Unit Testing and CI/CD

What is Unit Testing and CI/CD

Unit testing means running automated checks that verify individual pieces of your code behave correctly. Each test calls a specific function or endpoint with known inputs and asserts the output matches what you expect. Tests catch regressions — bugs introduced by a change that accidentally breaks something that was previously working.

This project currently has unit tests covering:

Service layer (tests/services/) — grading logic, XML parsing, prompt construction, authentication, and API routes
MCP server (tests/mcp/) — course XML authoring tools, validation, and example browsing
Scripts (tests/scripts/) — CLI utilities for building solution packages and question files

More tests will be added in the future.

There is also a separate UI test suite (tests/ui/) that drives a real browser using Playwright. These tests are slower and require additional setup, so they are excluded from the standard test run.

CI/CD (Continuous Integration / Continuous Deployment) means every time you push a commit or open a pull request, GitHub automatically runs your tests on a clean machine and reports whether they pass. “Continuous Integration” refers specifically to this automatic checking step. The “CD” (Continuous Deployment) part — automatically publishing a passing build — is not currently configured.

Running Unit Tests Locally

Prerequisites

Follow the developer instructions for creating a virtual environment with llmgrader as an editable package.

If you don’t already have the test packages, install them:

pip install pytest pytest-flask pytest-mock

Running the tests

Activate the virtual environment, and run all unit tests (excluding the browser-based UI suite):

pytest --ignore=tests/ui -v

Run a single test file:

pytest tests/services/test_unit_parser.py -v

Run a single test by name:

pytest tests/services/test_unit_parser.py::test_validate_unit_file_accepts_demo_unit

Simulating CI locally

CI runs in a clean environment with only the dependencies in pyproject.toml. You can replicate this exactly before pushing to catch any missing dependencies early:

python -m venv ci-test-env
ci-test-env\Scripts\activate        # Windows
# source ci-test-env/bin/activate   # macOS / Linux

pip install -e .
pip install pytest pytest-flask pytest-mock
pytest --ignore=tests/ui -v

deactivate

Remove the environment when done:

rmdir /s /q ci-test-env   # Windows
# rm -rf ci-test-env       # macOS / Linux

UI Tests

The UI test suite (tests/ui/) drives a real Chromium browser using Playwright and is excluded from the standard test run for speed. CI does not run these tests, but developers are encouraged to run them locally before merging changes that touch the frontend.

Install the browser once:

playwright install chromium

Then run the suite:

pytest tests/ui/ -v

CI/CD in GitHub

How it works

When you push a commit or open a pull request targeting main, GitHub automatically:

Spins up a fresh Ubuntu virtual machine
Checks out your code
Installs Python 3.12 and the project dependencies
Runs pytest --ignore=tests/ui -v
Reports the result back to GitHub

This is defined in .github/workflows/ci.yml. You don’t need to configure anything on the GitHub website — GitHub detects the file automatically.

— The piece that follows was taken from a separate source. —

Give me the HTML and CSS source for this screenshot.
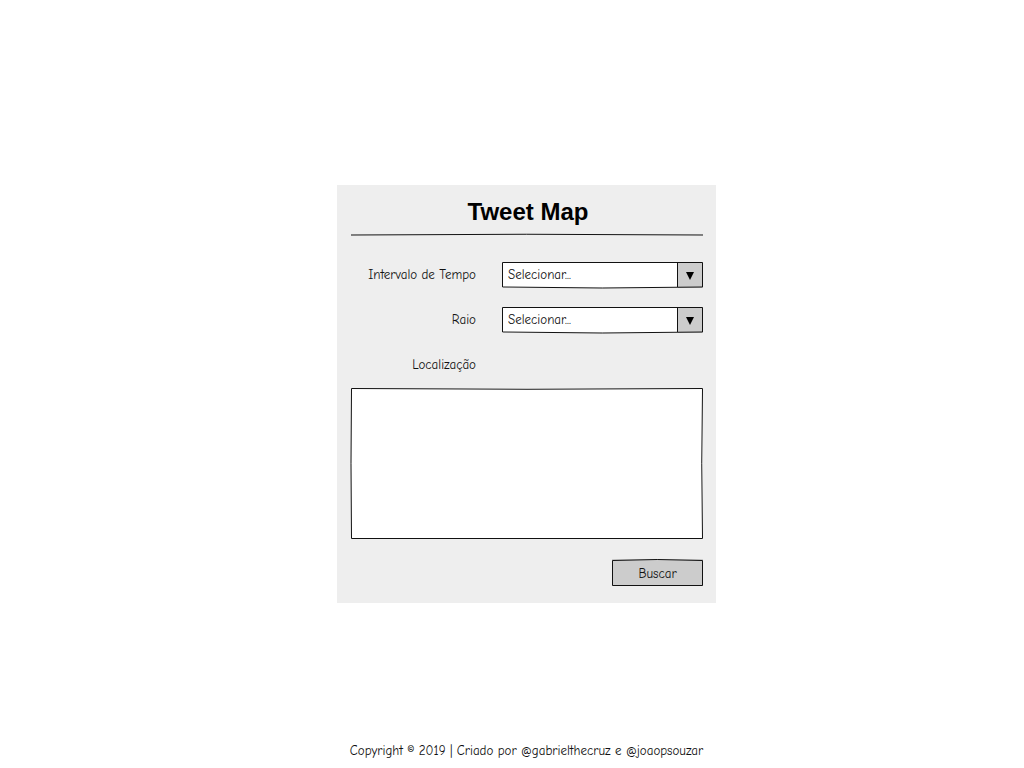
FILE: index.html
```html
<!DOCTYPE html>
<html lang="pt-BR">
<head>
<meta charset="utf-8">
<meta name="viewport" content="width=device-width, initial-scale=1">
<title>Tweet Map</title>
<link rel="stylesheet" href="styles.css">
</head>
<body>
<main class="main">
  <form class="card">
    <h1 class="title">Tweet Map</h1>
    <svg class="rule" viewBox="0 0 353 3" preserveAspectRatio="none" aria-hidden="true"><path d="M0 2Q176 .5 353 2"/></svg>
    <div class="row">
      <label class="label" for="tempo">Intervalo de Tempo</label>
      <div class="sketch">
        <select class="select" id="tempo"><option>Selecionar...</option></select>
        <svg class="frame" viewBox="0 0 201 26" preserveAspectRatio="none" aria-hidden="true"><path d="M.5 .5H200.5V25Q100 27 .5 25ZM175.5 .5V25"/></svg>
        <svg class="arrow" viewBox="0 0 8 8" aria-hidden="true"><path d="M0 0H8L4 8Z"/></svg>
      </div>
    </div>
    <div class="row">
      <label class="label" for="raio">Raio</label>
      <div class="sketch">
        <select class="select" id="raio"><option>Selecionar...</option></select>
        <svg class="frame" viewBox="0 0 201 26" preserveAspectRatio="none" aria-hidden="true"><path d="M.5 .5H200.5V25Q100 27 .5 25ZM175.5 .5V25"/></svg>
        <svg class="arrow" viewBox="0 0 8 8" aria-hidden="true"><path d="M0 0H8L4 8Z"/></svg>
      </div>
    </div>
    <div class="row">
      <label class="label" for="local">Localização</label>
    </div>
    <div class="sketch">
      <textarea class="area" id="local"></textarea>
      <svg class="frame" viewBox="0 0 352 151" preserveAspectRatio="none" aria-hidden="true"><path d="M.5 .5Q176 2 351.5 .5Q350 75 351.5 150.5H.5Q-.5 75 .5 .5Z"/></svg>
    </div>
    <div class="actions">
      <div class="sketch">
        <button class="button" type="submit">Buscar</button>
        <svg class="frame" viewBox="0 0 91 27" preserveAspectRatio="none" aria-hidden="true"><path d="M.5 1.5Q45 -.5 90.5 1.5V26.5H.5Z"/></svg>
      </div>
    </div>
  </form>
</main>
<footer class="footer">Copyright © 2019 | Criado por @gabrielthecruz e @joaopsouzar</footer>
</body>
</html>
```
FILE: styles.css
```css
* {
  box-sizing: border-box;
}

body {
  display: flex;
  flex-direction: column;
  align-items: center;
  min-height: 100vh;
  margin: 0;
  padding: 0 0 0 29px;
  background: #fff;
  color: #111;
  font: 13px/20px "Comic Sans MS", "Comic Neue", "Noto Sans", sans-serif;
}

.main {
  width: 100%;
  max-width: 379px;
  padding: 185px 0 32px;
}

.card {
  padding: 12px 13px 17px 14px;
  background: #eee;
}

.title {
  margin: 0;
  padding-left: 2px;
  color: #000;
  font: bold 24px/30px "Liberation Sans", Arial, sans-serif;
  text-align: center;
}

.rule {
  display: block;
  width: 100%;
  height: 3px;
  margin: 6px 0 26px;
  overflow: visible;
}

.rule path,
.frame path {
  fill: none;
  stroke: #111;
  stroke-width: 1px;
  stroke-linejoin: round;
}

.row {
  display: grid;
  grid-template-columns: 125fr 201fr;
  column-gap: 26px;
  align-items: center;
  min-height: 26px;
  margin-bottom: 19px;
}

.row:nth-of-type(3) {
  margin-bottom: 10px;
}

.label {
  text-align: right;
}

.sketch {
  position: relative;
}

.frame {
  position: absolute;
  inset: 0;
  width: 100%;
  height: 100%;
  overflow: visible;
  pointer-events: none;
}

.select,
.area,
.button {
  display: block;
  width: 100%;
  margin: 0;
  border: 0;
  border-radius: 0;
  color: inherit;
  font: inherit;
}

.select {
  height: 26px;
  padding: 0 30px 0 6px;
  appearance: none;
  background: linear-gradient(to left, #ccc 25px, #fff 25px);
}

.arrow {
  position: absolute;
  top: 10px;
  right: 9px;
  width: 8px;
  height: 8px;
  pointer-events: none;
}

.area {
  height: 151px;
  padding: 6px;
  resize: none;
  background: #fff;
}

.actions {
  display: flex;
  justify-content: flex-end;
  margin-top: 20px;
}

.button {
  min-width: 91px;
  height: 27px;
  padding: 2px 16px 0;
  background: #ccc;
}

.footer {
  margin-top: auto;
  padding-bottom: 7px;
  text-align: center;
}
```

Pip packages are cached between runs (keyed to pyproject.toml), so subsequent runs skip re-downloading dependencies and complete faster.

What you see on a check-in

After pushing, go to your commit on GitHub. You will see a small icon next to the commit hash:

Yellow circle — tests are running
Green checkmark — all tests passed
Red X — one or more tests failed

On a pull request, the same status appears at the bottom of the PR page under “Checks”. You can click through to see the full test output, including which test failed and the error message.

What happens if tests fail

The red X is informational — it does not block you from merging by default. However, it is a signal that something is broken and should be investigated before merging.

To see what failed:

Click the red X on the commit or the “Details” link on the PR checks
Open the unit-tests job
Expand the “Run unit tests” step to see the full pytest output

Fix the failing test locally, push the fix, and a new check run starts automatically.

If you want to enforce that tests must pass before merging, enable branch protection rules under Settings → Branches → Add rule and check “Require status checks to pass before merging”.